**Short problem**
Your task is to gather the lines below that hold the string "index".

───── Exercise materials ─────

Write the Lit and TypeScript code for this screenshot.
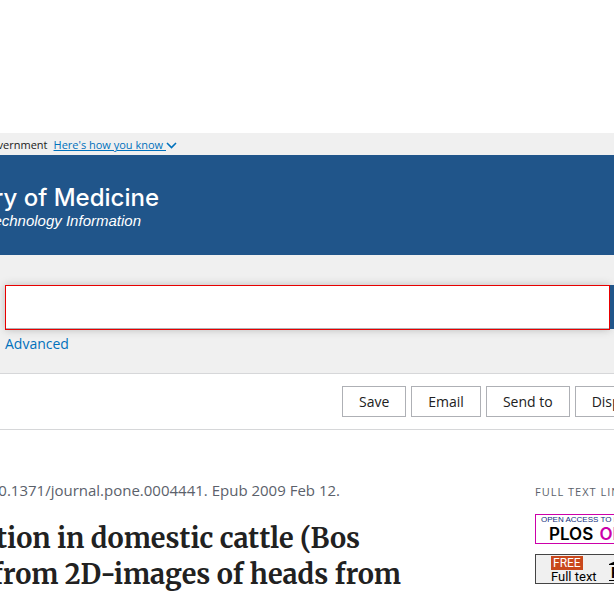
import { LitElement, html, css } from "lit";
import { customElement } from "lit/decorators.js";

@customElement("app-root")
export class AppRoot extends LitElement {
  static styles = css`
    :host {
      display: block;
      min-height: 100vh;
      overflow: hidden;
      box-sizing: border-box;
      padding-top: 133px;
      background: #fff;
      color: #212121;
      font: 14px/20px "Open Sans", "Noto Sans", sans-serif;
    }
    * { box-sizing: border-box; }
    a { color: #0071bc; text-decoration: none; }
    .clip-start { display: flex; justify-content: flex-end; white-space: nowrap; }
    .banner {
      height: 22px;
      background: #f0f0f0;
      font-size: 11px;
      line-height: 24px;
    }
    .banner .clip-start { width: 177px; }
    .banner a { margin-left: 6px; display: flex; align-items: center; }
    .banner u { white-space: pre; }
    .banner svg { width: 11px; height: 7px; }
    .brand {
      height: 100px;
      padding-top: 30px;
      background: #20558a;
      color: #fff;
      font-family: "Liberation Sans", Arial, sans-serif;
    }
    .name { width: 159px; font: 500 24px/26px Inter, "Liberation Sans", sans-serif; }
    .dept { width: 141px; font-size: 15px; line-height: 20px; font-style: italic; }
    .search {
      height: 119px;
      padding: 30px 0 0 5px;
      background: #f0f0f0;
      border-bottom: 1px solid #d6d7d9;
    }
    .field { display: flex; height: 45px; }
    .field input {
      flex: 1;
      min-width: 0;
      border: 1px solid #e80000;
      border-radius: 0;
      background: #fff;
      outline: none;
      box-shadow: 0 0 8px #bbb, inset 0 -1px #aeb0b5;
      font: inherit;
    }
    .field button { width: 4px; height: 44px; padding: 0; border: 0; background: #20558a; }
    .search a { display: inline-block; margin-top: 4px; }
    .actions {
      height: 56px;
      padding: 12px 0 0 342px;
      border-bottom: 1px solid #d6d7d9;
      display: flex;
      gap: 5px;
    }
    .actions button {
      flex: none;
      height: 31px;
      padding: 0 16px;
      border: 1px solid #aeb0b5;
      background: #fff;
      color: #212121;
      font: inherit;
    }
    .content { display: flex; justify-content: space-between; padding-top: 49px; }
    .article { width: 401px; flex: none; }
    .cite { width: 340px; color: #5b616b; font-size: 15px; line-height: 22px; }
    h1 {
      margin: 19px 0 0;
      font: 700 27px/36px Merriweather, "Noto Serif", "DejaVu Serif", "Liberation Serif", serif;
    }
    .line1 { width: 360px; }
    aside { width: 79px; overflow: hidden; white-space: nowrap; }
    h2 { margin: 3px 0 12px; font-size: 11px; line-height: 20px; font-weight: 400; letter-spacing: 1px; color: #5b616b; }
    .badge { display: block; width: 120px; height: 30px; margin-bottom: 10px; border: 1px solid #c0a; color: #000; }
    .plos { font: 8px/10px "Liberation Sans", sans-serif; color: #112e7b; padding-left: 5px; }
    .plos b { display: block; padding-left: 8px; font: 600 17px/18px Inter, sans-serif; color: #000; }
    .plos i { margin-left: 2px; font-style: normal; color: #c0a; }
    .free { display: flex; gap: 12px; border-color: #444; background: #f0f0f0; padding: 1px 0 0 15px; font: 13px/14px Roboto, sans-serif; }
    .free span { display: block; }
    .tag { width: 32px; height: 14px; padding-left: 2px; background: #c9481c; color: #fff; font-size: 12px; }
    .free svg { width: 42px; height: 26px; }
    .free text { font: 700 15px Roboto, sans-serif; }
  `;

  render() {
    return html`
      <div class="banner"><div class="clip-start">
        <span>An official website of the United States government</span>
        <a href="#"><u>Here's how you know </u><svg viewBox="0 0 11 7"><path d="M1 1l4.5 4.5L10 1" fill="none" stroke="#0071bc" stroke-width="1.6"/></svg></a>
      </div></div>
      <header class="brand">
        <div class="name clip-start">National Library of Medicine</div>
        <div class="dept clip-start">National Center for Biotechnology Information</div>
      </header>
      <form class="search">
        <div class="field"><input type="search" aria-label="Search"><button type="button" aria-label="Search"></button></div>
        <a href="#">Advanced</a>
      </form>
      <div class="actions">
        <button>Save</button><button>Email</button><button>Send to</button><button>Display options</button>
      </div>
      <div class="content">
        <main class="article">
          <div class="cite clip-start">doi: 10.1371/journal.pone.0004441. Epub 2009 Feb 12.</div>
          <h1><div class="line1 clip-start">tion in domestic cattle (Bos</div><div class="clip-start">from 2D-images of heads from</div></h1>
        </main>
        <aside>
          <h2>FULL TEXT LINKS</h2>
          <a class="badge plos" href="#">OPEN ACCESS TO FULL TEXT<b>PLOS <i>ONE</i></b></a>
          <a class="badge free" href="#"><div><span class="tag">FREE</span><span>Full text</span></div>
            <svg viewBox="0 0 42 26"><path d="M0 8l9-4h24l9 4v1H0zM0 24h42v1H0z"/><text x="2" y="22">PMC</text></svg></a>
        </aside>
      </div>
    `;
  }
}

─────
───── Exercise materials ─────

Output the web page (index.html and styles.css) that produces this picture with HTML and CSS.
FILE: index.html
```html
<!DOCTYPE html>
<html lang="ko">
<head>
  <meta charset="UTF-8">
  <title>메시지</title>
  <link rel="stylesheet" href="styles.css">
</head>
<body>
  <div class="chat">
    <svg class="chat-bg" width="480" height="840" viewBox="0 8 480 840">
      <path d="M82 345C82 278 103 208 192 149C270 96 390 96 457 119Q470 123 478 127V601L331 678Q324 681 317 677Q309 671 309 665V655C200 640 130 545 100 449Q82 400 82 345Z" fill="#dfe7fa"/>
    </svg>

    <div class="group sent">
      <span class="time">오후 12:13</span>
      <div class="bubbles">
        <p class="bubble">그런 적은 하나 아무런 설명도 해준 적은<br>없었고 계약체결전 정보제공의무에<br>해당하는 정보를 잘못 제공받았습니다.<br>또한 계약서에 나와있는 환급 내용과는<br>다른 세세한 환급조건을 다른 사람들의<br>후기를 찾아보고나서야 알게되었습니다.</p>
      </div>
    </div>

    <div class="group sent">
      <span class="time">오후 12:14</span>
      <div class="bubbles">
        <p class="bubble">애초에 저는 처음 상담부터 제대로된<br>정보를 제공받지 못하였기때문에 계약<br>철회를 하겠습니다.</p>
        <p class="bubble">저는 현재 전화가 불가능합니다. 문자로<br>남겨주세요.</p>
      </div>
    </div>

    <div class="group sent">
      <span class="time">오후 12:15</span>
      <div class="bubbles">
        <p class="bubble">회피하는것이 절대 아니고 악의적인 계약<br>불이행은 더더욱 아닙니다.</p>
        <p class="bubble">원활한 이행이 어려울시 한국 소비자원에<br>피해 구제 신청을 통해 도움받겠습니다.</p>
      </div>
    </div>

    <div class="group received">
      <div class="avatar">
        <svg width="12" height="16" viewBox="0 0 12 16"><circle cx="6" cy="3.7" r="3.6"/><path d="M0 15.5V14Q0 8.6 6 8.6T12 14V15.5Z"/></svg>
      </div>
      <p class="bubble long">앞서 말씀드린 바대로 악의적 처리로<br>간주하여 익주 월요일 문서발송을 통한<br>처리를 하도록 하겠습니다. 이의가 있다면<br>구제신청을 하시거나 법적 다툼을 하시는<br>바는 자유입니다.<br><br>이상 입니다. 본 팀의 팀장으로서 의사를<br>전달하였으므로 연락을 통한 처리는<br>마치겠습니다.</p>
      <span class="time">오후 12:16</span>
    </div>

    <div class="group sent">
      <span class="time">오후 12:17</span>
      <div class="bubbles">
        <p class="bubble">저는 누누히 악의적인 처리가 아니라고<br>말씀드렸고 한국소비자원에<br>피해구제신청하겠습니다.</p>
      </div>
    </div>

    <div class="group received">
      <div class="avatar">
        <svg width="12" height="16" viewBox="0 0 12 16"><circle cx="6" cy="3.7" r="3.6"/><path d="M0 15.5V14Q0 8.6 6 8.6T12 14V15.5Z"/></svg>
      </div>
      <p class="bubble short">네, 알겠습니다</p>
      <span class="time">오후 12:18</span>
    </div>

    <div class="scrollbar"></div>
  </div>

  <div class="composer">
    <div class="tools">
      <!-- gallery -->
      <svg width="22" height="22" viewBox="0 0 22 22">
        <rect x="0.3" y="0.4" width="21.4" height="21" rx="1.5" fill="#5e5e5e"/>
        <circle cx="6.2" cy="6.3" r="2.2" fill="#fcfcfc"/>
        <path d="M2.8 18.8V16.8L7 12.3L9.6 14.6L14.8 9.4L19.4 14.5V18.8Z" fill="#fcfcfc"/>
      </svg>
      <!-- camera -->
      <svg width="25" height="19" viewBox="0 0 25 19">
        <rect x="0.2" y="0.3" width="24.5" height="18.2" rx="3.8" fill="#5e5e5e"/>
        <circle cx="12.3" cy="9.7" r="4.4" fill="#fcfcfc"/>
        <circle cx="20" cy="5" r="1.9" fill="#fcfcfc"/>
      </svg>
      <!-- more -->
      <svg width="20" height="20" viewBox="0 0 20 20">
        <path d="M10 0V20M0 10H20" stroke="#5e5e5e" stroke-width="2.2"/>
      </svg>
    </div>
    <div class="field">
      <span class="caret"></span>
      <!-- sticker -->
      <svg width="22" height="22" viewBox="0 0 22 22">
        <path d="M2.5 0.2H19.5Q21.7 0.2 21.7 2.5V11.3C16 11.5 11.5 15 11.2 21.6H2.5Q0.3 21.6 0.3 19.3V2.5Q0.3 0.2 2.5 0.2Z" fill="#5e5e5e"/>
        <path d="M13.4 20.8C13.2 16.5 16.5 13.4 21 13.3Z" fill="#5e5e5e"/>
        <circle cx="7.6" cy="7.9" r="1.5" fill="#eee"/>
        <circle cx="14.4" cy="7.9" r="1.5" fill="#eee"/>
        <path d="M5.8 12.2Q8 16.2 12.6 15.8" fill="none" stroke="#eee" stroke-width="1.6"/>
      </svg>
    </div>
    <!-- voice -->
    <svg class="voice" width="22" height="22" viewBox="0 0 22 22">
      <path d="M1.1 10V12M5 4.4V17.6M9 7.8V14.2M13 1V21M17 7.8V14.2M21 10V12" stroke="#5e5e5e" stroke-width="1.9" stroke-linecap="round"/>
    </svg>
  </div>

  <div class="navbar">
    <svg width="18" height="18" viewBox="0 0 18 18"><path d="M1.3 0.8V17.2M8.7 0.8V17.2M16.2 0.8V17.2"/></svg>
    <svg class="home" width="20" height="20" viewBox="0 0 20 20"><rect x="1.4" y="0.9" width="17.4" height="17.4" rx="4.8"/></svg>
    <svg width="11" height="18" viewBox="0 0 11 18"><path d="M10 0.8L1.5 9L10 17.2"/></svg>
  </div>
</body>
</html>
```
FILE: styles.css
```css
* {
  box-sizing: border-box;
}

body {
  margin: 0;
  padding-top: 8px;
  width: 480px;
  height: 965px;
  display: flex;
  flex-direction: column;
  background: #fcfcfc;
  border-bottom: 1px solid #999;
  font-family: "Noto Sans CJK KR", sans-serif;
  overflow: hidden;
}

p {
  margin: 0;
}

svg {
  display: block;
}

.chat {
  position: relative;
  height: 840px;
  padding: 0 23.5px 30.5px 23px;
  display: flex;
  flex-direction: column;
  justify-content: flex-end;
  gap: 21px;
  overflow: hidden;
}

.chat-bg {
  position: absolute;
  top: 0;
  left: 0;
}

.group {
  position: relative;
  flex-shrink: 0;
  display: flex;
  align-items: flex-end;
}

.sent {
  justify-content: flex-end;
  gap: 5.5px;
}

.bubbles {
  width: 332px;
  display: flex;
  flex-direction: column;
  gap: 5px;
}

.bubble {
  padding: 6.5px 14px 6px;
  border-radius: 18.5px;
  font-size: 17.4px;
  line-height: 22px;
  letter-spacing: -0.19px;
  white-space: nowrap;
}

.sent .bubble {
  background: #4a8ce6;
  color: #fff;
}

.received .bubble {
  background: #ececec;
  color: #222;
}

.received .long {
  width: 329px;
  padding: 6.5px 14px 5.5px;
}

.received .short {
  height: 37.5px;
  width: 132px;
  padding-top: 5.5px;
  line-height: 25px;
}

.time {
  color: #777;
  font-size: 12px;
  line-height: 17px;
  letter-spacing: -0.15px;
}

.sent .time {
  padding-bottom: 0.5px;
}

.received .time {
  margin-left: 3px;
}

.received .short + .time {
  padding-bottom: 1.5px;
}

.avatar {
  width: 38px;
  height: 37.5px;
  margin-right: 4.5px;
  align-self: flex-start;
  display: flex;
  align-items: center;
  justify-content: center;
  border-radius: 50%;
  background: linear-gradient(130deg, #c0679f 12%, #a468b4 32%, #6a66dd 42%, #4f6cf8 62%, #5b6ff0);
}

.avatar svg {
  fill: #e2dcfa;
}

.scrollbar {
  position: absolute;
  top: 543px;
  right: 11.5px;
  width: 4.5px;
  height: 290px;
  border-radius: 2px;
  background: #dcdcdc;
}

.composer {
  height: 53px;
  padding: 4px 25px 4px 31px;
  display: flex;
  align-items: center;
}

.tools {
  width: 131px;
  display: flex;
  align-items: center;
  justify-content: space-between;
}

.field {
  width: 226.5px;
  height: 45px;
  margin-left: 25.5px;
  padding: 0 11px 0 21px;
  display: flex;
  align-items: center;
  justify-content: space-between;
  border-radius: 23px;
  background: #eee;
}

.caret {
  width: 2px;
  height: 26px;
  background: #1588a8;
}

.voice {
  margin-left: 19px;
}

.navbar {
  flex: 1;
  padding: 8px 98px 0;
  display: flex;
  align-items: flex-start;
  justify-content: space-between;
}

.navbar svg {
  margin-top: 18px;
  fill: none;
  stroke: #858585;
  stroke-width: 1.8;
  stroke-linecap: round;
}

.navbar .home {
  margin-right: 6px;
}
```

─────

**Response to this exercise**
Output the web page (index.html and styles.css) that produces this picture with HTML and CSS.
FILE: index.html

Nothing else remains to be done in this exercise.